Commentary Critical and Explanatory on the Whole Bible - UnabridgedCommentary Critical Unabridged

Verses 1-2

And the LORD spake unto Moses, saying,

No JFB commentary on these verses.

Verse 3

What man soever there be of the house of Israel, that killeth an ox, or lamb, or goat, in the camp, or that killeth it out of the camp,

What man ... killeth an ox. The Israelites, like other people, living in the desert, would not make much use of animal food; and when they did kill a lamb or a kid for food, it would almost always be, as in Abraham's entertainment of the angels, on occasion of a feast, to be eaten in company. This was what was done with the peace offerings; and accordingly it is here enacted that the same course shall be followed in slaughtering the animals for family consumption, as in the case of those voluntary offerings-namely, that they should be killed publicly at the door of the tabernacle, and, after being devoted to God, partaken of by the offerers, in token of their peaceful and happy communion with God. This law, it is obvious, could only be observable in the wilderness, while the people were encamped within an accessible distance from the tabernacle. The reason of it is to be found in the strong addictedness of the Israelites to idolatry at the time of their departure from Egypt (see the note at Deuteronomy 32:17); and as it would have been easy for any, by killing an animal, to sacrifice privately, under the mask of the legal ritual, to a favourite object of worship, a strict prohibition was made against their slaughtering at home. This law was repealed immediately previous to entrance into the promised land. (See the notes at Deuteronomy 12:5-7; Deuteronomy 13:15.)

Verse 4

And bringeth it not unto the door of the tabernacle of the congregation, to offer an offering unto the LORD before the tabernacle of the LORD; blood shall be imputed unto that man; he hath shed blood; and that man shall be cut off from among his people:

No JFB commentary on this verse.

Verse 5

To the end that the children of Israel may bring their sacrifices, which they offer in the open field, even that they may bring them unto the LORD, unto the door of the tabernacle of the congregation, unto the priest, and offer them for peace offerings unto the LORD.
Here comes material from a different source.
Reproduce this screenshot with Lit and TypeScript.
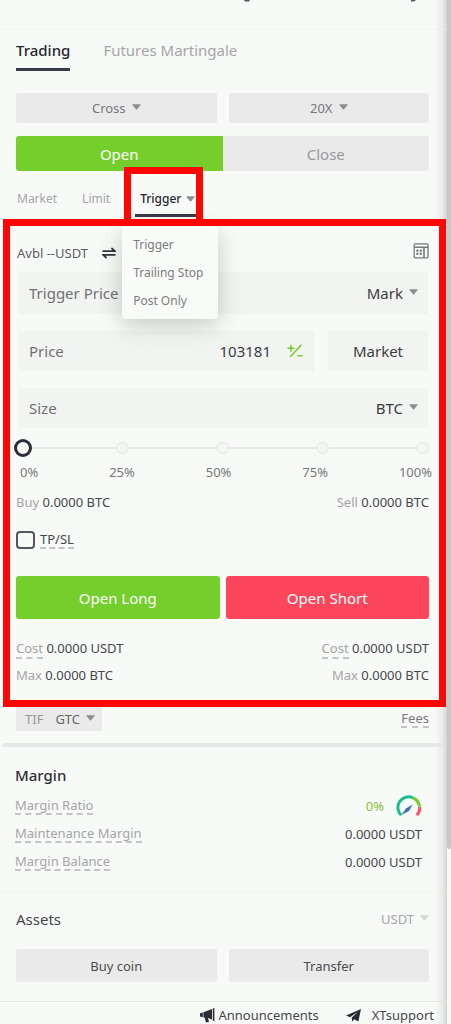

They offer in the open field. "They" is supposed by some commentators to refer to the Egyptians; so that the verse will stand thus: 'the children of Israel may bring their sacrifices which they (the Egyptians) offer in the open field.' But the grammatical construction rather requires the pronoun to be connected with "the children of Israel" - the subject of the context. The law is thought to have been directed against numbers whose Egyptian habits led them to imitate this idolatrous practice.

Verse 6

And the priest shall sprinkle the blood upon the altar of the LORD at the door of the tabernacle of the congregation, and burn the fat for a sweet savour unto the LORD.

No JFB commentary on this verse.

Verse 7

And they shall no more offer their sacrifices unto devils, after whom they have gone a whoring. This shall be a statute for ever unto them throughout their generations.

Devils, [ las`iyrim (H8163)] - goats. The Septuagint has tois mataiois, vanities, non-entities-an unhappy translation, which entirely destroys the allusion contained in the word, which, meaning hairy, rough, describes the actual figure of the animals worshipped. Herodotus says that Pan was represented with the 'face and legs of a goat.' No Egyptian god is really represented in this way ('Ancient Egypt.' vol. 1:, p. 260); but the goat, according to some Egyptologers, was the symbol and representative of Khem, the Pan of the Egyptians (Wilkingon, in Rawlinson's 'Herodotus,' b. 2:, ch. 42:, note 7; and ch. 46:, note 4; also Bunson's 'Egypt,' vol

i., p. 374). Gesenius renders the term used here wood-demons;' and our translators have rendered it 'satyrs' (Isaiah 13:21), conformably to the notions in the Greek mythology, of Silenus and the Fauni as brutes with the heads and faces of men. And accordingly some suppose that the reference is to large apes of the baboon form (Macacus Arabicus), which have been discovered on the banks of the Euphrates, powerful, fierce, and libidinous animals, herding in troops, not living in trees, but roving like wild men through the brushwood and jungle. But qopiym (H6971) is the word used for apes (1 Kings 10:22).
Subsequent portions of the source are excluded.